Fig. 4. Estimating expectation values beyond exact verification.

Plot markers, confidence intervals and causal light cones appear as defined in Fig. 3. a, Estimates of a weight-17 observable (panel title) after five Trotter steps for several values of θ_h. The circuit is similar to that in Fig. 3c but with further single-qubit rotations at the end. This effectively simulates the time evolution of the spins after Trotter step six by using the same number of two-qubit gates used for Trotter step five. As in Fig. 3c, the observable is a stabilizer at θ_h = π/2 with eigenvalue −1, so we negate the y axis for visual simplicity.

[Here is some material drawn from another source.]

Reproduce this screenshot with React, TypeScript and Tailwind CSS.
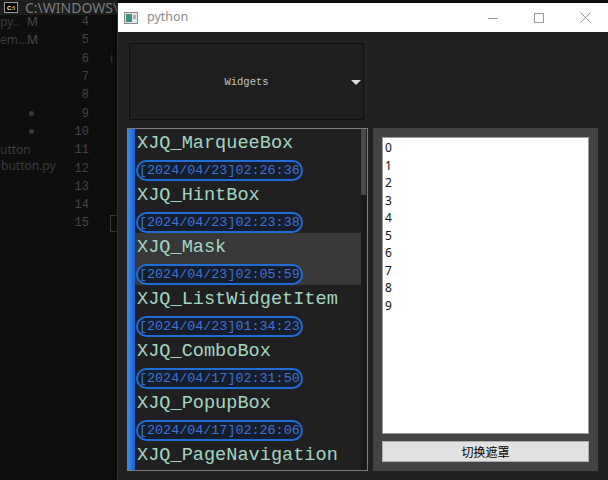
import React from 'react';

const items = [
  { name: 'XJQ_MarqueeBox', time: '[2024/04/23]02:26:36' },
  { name: 'XJQ_HintBox', time: '[2024/04/23]02:23:38' },
  { name: 'XJQ_Mask', time: '[2024/04/23]02:05:59', hover: true },
  { name: 'XJQ_ListWidgetItem', time: '[2024/04/23]01:34:23' },
  { name: 'XJQ_ComboBox', time: '[2024/04/17]02:31:50' },
  { name: 'XJQ_PopupBox', time: '[2024/04/17]02:26:06' },
  { name: 'XJQ_PageNavigation' },
];

const lineNumbers = [4, 5, 6, 7, 8, 9, 10, 11, 12, 13, 14, 15];

// explorer side text, keyed by line number
const explorer: Record<number, React.ReactNode> = {
  4: (
    <>
      <span className="w-[27px]">py..</span>
      <span className="text-[#4a4a4a]">M</span>
    </>
  ),
  5: (
    <>
      <span className="w-[27px]">em...</span>
      <span className="text-[#4a4a4a]">M</span>
    </>
  ),
  9: <span className="ml-[29px] w-[5px] h-[5px] rounded-full bg-[#3a3a3a]" />,
  10: <span className="ml-[29px] w-[5px] h-[5px] rounded-full bg-[#3a3a3a]" />,
  11: <span>utton</span>,
  12: <span className="-mt-[6px] pl-[1px]">button.py</span>,
};

const Background = () => (
  <div className="absolute inset-0 bg-[#0e0e0e]">
    <div className="flex pt-[13px]">
      <div className="w-[60px] flex flex-col text-[12px] leading-none text-[#3c3c3c]" style={{ fontFamily: '"Noto Sans", sans-serif' }}>
        {lineNumbers.map((n) => (
          <div key={n} className="h-[18.3px] flex items-center overflow-hidden whitespace-nowrap">
            {explorer[n]}
          </div>
        ))}
      </div>
      <div className="w-[29px] flex flex-col text-[12px] leading-none text-[#444444]" style={{ fontFamily: '"Liberation Mono", monospace' }}>
        {lineNumbers.map((n) => (
          <div key={n} className="h-[18.3px] flex items-center justify-end">{n}</div>
        ))}
      </div>
      <div className="flex flex-col pl-[21px]">
        {lineNumbers.map((n) => (
          <div key={n} className="h-[18.3px] flex items-center text-[12px] text-[#3a3a3a]">
            {n === 6 ? 'i' : n === 15 ? <span className="w-[10px] h-[17px] border border-[#3a3a3a]" /> : ''}
          </div>
        ))}
      </div>
    </div>
    <div className="absolute left-0 top-0 w-[117px] h-[15px] bg-[#1e1e1e] flex items-center gap-[7px] pl-[4px] overflow-hidden">
      <div className="shrink-0 w-[14px] h-[11px] border border-[#9a9a9a] bg-black flex items-center justify-center text-[6px] leading-none text-white font-bold" style={{ fontFamily: '"Liberation Sans", sans-serif' }}>
        C:\
      </div>
      <span className="text-[14px] leading-none text-[#7c7c7c] whitespace-nowrap" style={{ fontFamily: '"Noto Sans", sans-serif' }}>
        C:\WINDOWS\sy
      </span>
    </div>
  </div>
);

const TitleBar = () => (
  <div className="h-[29px] bg-white flex items-center" style={{ fontFamily: '"Noto Sans", sans-serif' }}>
    <svg width="14" height="12" viewBox="0 0 14 12" className="ml-[6px]">
      <rect x="0.5" y="0.5" width="13" height="11" fill="#e8e8e8" stroke="#8a8a8a" />
      <rect x="2" y="2" width="6" height="8" fill="#3f8f80" />
      <rect x="9" y="3" width="3" height="4" fill="#b0b0b0" />
    </svg>
    <span className="ml-[9px] text-[12.5px] text-[#8c8c8c]">python</span>
    <div className="ml-auto flex h-full">
      <div className="w-[46px] flex items-center justify-center">
        <svg width="10" height="10" viewBox="0 0 10 10">
          <line x1="0" y1="5.5" x2="10" y2="5.5" stroke="#9a9a9a" strokeWidth="1" />
        </svg>
      </div>
      <div className="w-[46px] flex items-center justify-center">
        <svg width="10" height="10" viewBox="0 0 10 10">
          <rect x="0.5" y="0.5" width="9" height="9" fill="none" stroke="#9a9a9a" strokeWidth="1" />
        </svg>
      </div>
      <div className="w-[46px] flex items-center justify-center">
        <svg width="11" height="11" viewBox="0 0 11 11">
          <path d="M0.5 0.5 L10.5 10.5 M10.5 0.5 L0.5 10.5" stroke="#9a9a9a" strokeWidth="1" />
        </svg>
      </div>
    </div>
  </div>
);

const ListItem = ({ name, time, hover }: { name: string; time?: string; hover?: boolean }) => (
  <div className={`h-[52px] shrink-0 flex flex-col ${hover ? 'bg-[#383838]' : ''}`}>
    <div className="h-[31px] pl-[2px] flex items-center text-[18.6px] leading-none text-[#a2d6c3] whitespace-nowrap">
      {name}
    </div>
    {time && (
      <div className="self-start ml-[1px] h-[21px] px-[1px] flex items-center rounded-full border-2 border-[#1e6cd6] bg-[#161d2b] text-[13.4px] leading-none text-[#3d74d6] whitespace-nowrap">
        {time}
      </div>
    )}
  </div>
);

const App: React.FC = () => {
  return (
    <div className="relative w-[608px] h-[480px] overflow-hidden">
      <Background />
      <div className="absolute left-[117px] top-[3px] w-[491px] h-[477px] flex flex-col border-l border-[#2e2e2e] shadow-[0_0_6px_rgba(0,0,0,0.6)]">
        <TitleBar />
        <div className="flex-1 bg-[#212121] pl-[9px] pt-[11px] flex flex-col gap-[8px]">
          <div className="ml-[2px] w-[235px] h-[77px] pt-[3px] bg-[#1e1e1e] border border-[#0f0f0f] relative flex items-center justify-center">
            <span className="text-[10.5px] text-[#c4c4c4]" style={{ fontFamily: '"Liberation Mono", monospace' }}>
              Widgets
            </span>
            <svg width="10" height="6" viewBox="0 0 10 6" className="absolute right-[2px] top-[36px]">
              <path d="M0 0 L10 0 L5 5 Z" fill="#dcdcdc" />
            </svg>
          </div>
          <div className="flex gap-[5px]">
            <div className="w-[241px] h-[343px] border border-[#7c7c7c] bg-[#202020] flex" style={{ fontFamily: '"Liberation Mono", monospace' }}>
              <div className="w-[7px] bg-gradient-to-r from-[#3d8ae6] to-[#1560d2]" />
              <div className="flex-1 flex flex-col overflow-hidden">
                {items.map((it) => (
                  <ListItem key={it.name} {...it} />
                ))}
              </div>
              <div className="w-[6px] bg-[#1a1a1a] flex flex-col">
                <div className="h-[66px] bg-[#4a4a4a] mr-[1px]" />
              </div>
            </div>
            <div className="w-[225px] h-[343px] bg-[#434343] p-[9px] flex flex-col gap-[7px]">
              <div className="h-[297px] bg-white border border-[#9c9c9c] pl-[2px] pt-[1px] text-[12px] text-[#111111]" style={{ fontFamily: '"Noto Sans", sans-serif' }}>
                {Array.from({ length: 10 }, (_, i) => (
                  <div key={i} className="h-[17.5px] leading-[17.5px]">{i}</div>
                ))}
              </div>
              <button
                className="h-[21px] bg-[#e1e1e1] border border-[#adadad] text-[12px] text-black flex items-center justify-center"
                style={{ fontFamily: '"Noto Sans CJK SC", sans-serif' }}
              >
                切换遮罩
              </button>
            </div>
          </div>
        </div>
      </div>
    </div>
  );
};

export default App;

Optimization of the MPS simulation by including only qubits and gates in the causal light cone enables a higher bond dimension (χ = 3,072), but the simulation still fails to approach −1 (+1 in negated y axis) at θ_h = π/2. b, Estimates of the single-site magnetization 〈Z₆₂〉 after 20 Trotter steps for several values of θ_h. The MPS simulation is light-cone-optimized and performed with bond dimension χ = 1,024, whereas the isoTNS simulation (χ = 12) includes the gates outside the light cone. The experiments were carried out with G = 1, 1.3, 1.6 for a and G = 1, 1.2, 1.6 for b, and extrapolated as in Supplementary Information II.B. For each G, we generated 2,000–3,200 random circuit instances for a and 1,700–2,400 instances for b.